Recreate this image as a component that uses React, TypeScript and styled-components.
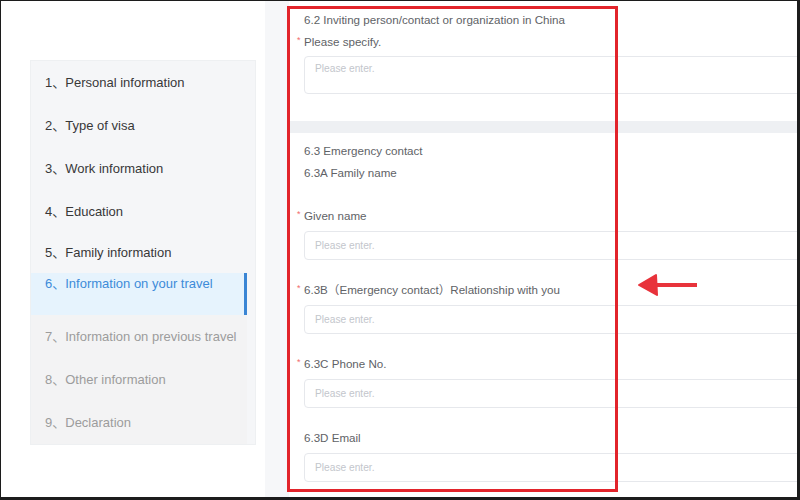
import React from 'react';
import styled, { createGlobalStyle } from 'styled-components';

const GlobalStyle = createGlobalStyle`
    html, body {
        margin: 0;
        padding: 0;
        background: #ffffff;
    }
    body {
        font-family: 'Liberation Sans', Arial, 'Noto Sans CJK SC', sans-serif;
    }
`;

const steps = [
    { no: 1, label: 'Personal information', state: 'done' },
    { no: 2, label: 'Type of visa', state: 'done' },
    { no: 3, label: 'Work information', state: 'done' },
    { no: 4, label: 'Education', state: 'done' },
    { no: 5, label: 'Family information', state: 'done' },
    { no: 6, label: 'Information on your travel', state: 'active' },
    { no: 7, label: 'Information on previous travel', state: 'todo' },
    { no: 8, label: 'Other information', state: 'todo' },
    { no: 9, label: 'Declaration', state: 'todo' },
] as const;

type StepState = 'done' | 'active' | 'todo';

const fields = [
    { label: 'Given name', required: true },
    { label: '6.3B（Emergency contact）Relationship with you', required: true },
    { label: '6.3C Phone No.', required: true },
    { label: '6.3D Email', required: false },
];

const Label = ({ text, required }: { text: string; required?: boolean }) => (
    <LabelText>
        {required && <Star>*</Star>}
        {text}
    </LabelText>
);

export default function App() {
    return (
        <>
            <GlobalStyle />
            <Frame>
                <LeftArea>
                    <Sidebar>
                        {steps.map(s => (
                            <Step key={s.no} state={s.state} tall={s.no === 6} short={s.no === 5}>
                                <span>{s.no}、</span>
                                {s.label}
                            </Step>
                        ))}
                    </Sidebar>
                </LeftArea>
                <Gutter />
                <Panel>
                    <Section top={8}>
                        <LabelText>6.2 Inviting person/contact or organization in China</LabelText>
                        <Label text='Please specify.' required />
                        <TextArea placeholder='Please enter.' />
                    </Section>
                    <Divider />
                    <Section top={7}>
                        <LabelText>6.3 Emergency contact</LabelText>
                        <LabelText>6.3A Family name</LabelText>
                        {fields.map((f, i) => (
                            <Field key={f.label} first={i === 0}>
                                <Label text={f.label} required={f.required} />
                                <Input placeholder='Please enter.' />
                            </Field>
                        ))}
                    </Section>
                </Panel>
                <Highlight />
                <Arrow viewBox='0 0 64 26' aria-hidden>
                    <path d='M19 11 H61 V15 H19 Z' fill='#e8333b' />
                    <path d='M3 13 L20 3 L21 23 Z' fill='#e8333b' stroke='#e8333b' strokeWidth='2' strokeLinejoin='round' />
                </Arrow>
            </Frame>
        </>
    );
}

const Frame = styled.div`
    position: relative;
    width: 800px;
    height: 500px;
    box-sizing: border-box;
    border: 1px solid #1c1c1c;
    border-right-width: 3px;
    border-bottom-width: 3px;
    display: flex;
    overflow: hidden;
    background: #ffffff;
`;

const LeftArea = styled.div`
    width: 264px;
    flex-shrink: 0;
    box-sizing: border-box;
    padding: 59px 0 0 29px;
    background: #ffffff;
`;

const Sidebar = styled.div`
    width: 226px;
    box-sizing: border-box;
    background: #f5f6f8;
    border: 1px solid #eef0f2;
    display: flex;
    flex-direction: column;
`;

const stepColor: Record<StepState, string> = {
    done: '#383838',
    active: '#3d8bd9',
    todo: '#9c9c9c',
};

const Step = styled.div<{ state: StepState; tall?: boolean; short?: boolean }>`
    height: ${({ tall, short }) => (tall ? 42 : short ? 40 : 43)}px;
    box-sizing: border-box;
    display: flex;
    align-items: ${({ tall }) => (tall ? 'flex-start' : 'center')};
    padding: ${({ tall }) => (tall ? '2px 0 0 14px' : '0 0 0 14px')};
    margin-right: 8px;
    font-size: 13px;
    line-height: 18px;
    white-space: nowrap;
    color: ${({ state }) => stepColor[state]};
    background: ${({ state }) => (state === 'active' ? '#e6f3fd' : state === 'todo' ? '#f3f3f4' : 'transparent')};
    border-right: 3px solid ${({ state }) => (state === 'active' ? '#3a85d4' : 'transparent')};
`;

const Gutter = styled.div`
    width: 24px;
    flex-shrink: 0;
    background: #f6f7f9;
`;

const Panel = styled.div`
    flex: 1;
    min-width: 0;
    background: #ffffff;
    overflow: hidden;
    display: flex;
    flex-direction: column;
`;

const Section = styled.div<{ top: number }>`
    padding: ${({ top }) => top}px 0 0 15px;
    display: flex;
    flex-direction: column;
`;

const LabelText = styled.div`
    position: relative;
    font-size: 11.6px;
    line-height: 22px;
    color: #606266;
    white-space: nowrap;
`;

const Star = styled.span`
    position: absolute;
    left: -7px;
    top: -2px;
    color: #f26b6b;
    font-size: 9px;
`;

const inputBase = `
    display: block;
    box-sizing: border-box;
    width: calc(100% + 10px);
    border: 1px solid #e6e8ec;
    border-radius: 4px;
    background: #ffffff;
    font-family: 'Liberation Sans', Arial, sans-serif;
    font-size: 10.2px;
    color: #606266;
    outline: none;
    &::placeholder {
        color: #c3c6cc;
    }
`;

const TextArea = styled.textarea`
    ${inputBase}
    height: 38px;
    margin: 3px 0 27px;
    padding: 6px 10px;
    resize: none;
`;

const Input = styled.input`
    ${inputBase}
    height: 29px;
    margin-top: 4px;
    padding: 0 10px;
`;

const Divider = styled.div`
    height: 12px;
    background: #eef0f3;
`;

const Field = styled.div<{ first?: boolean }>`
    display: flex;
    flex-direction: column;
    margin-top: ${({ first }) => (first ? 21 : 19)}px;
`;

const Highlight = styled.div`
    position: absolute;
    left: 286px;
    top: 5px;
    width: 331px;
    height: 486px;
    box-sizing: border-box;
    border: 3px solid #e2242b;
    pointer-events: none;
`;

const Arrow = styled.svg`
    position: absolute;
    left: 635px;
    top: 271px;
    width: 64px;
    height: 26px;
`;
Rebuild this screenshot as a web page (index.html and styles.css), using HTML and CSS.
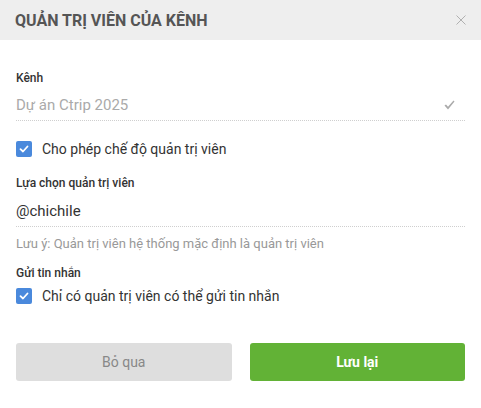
******
Copy, from the material, each line that holds the string "React".

◆ **Answer for this exercise**:
Recreate this image as a component that uses React, TypeScript and styled-components.
import React from 'react';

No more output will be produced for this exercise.